Duke reported the lawsuit to the NCAA when it came to light in case there was a rules violation. Athletes are in violation of NCAA bylaw 16.01.3 if they receive extra benefits – such as loans based on future earnings potential – based on their athletic status. Any such benefit would be considered an “extra benefit” and put Thomas’ eligibility in jeopardy.

Duke went on to win the program’s fourth national championship at the end of the 2009-10 season.

Both the jeweler and Thomas refused to speak with the NCAA, making a potential investigation difficult. The NCAA does not have subpoena power and cannot force former student-athletes or third parties to talk. Thomas, now with the New Orleans Pelicans, did not return a call for comment.


I am not a conspiracy theorist, but in all reality, Duke should have two of their national titles vacated at this point.  How can you forget the clear cut case against Corey Maggette?


A summer basketball coach named Myron Piggie made cash payments to Maggette when the elite recruit was still in high school, and that money came from a revenue pool that included donations from at least two sports agents.

Connect the dots, and it’s clear Maggette benefited from money supplied by agents, meaning his amateur status was compromised. Still, none of this was public knowledge at the time. So the NCAA cleared Maggette to play at Duke, and he helped the Blue Devils reach the 1999 Final Four before entering the 1999 NBA Draft.

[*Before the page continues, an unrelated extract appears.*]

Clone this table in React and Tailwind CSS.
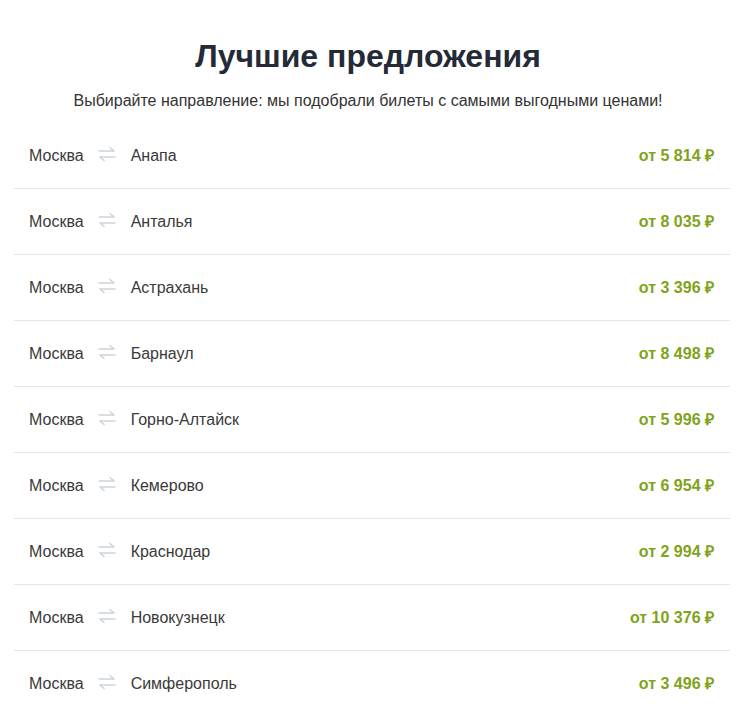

Less than a year later, a federal grand jury handed down an 11-count indictment of Piggie that details the payments to Maggette. Piggie cut a deal and admitted to making the payments; Maggette admitted to receiving the payments. So none of this falls under the he said/she said umbrella, and the NCAA’s Jane Jankowski was quoted in April 2000 as saying that the NCAA “will have to determine if Duke, in fact, had an ineligible player in the NCAA tournament. And, if so, what monies would have to be returned for use of an ineligible player.”

Fast-forward nine years, and no money has been returned. The banner still flies.


Make that 12 years.  Of course, the Maggette case is different from Thomas.  Maggette actually admitted the extra benefits.

I would not advise any athlete that receives extra benefits to talk about it though.  Why be open when shutting your mouth will get you off scott- free?

At least, that is what some people think.